The settlement thrives, yet it cannot escape the shadow of its misbegotten origins. For Ma’aleh Hermesh C, like its real-life counterparts, is not merely a place to live. It is a place where every road, every field, every trailer offers an opportunity to affirm or object; to turn a blind eye or to put one’s foot down; to issue an evacuation order or to suspend it. It’s a place where everything is blurry – the borders, land ownership, authority, law and order. Yet it is that very uncertainty and ambiguity that seem to ensure the outpost’s survival.
Though the cast of characters here is large, including Israel Security Agency (Shin Bet) informants, Japanese businessmen, Arab olive growers, American donors, left-wing demonstrators, and teenage “Second Life” gamers, the book’s main protagonists are two brothers, Gabi and Roni Kupper, ex-kibbutzniks whose lives have led them each, for very different reasons, to seek refuge at Ma’aleh Hermesh C.
GABI, WHOSE short fuse and impulsive behavior have resulted in his estrangement from his wife and son, has found solace and hope of redemption in religion.

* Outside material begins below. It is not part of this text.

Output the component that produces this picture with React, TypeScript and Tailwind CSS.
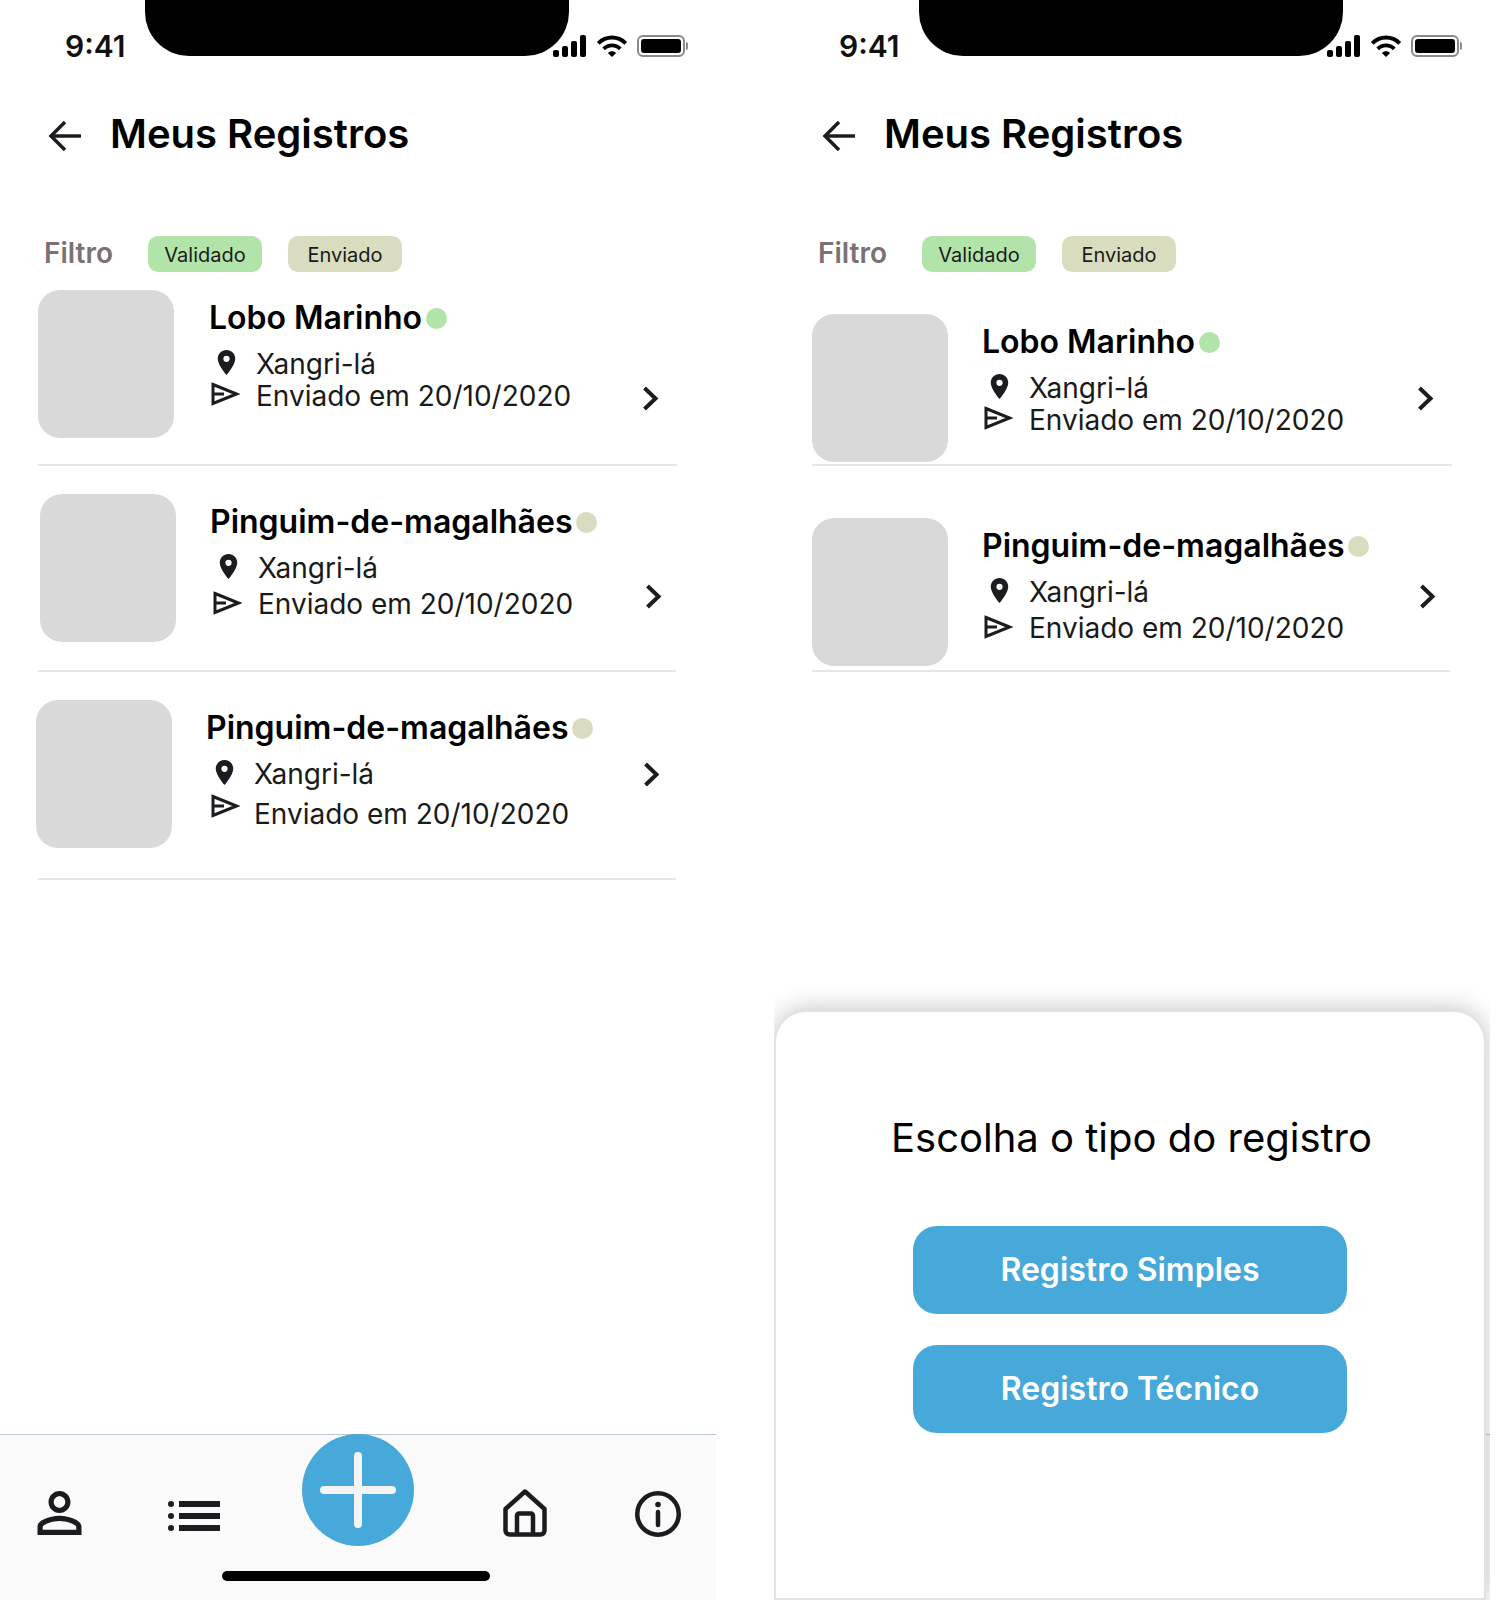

Roni, a former investment banker who made and lost a fortune in New York arrives at the door of Gabi’s trailer wheeling a suitcase containing all his worldly possessions. The brothers’ respective stories unfold over the course of the book as each struggles to make a fresh beginning and learn from past mistakes. In telling their stories, “The Hilltop” explores the way the political, the social and the personal come together to construct identity.
By attempting to depict the workings of an ideological community while homing in on the personal stories of its inhabitants, Gavron has taken on a complex challenge. His narrative lens shifts fluidly, zooming in on the deep-seated psychological motivations of individuals, and then panning out to depict key episodes in the life of the settlement.
Though Gavron himself comes from the opposite side of the ideological and religious spectrum, he has succeeded in conveying the worldview of religious right-wing Jews while refraining from passing judgment on their choices and actions. He rejects the temptation, which one senses he felt, to directly express his deep disapproval of the settlement project, and instead portrays, from a wry yet insightful perspective, the way the community manages to survive.
For Ma’aleh Hermesh C exists under constant threat from all corners – from evacuation to the forces of nature to the constant circle of violence with their Palestinian neighbors. To Gavron, Ma’aleh Hermesh C is something of a Phoenix, able to rise, fall, and pick itself up and start again, thanks to the ambivalence of the powers that be and the wiles, and determination, of its inhabitants.
In the final scene of the book, after the authorities have finally implemented the evacuation and demolition of the outpost, we see Gabi, “leisurely knocking nails into planks of wood, which will be assembled on top of the other, and become walls, and thus resurrect his cabin…” This image, whether one finds it uplifting or infuriating, is an apt one for the West Bank outposts and those who go to live in them – “on a small hilltop, in the middle of nowhere, in the middle of everywhere.”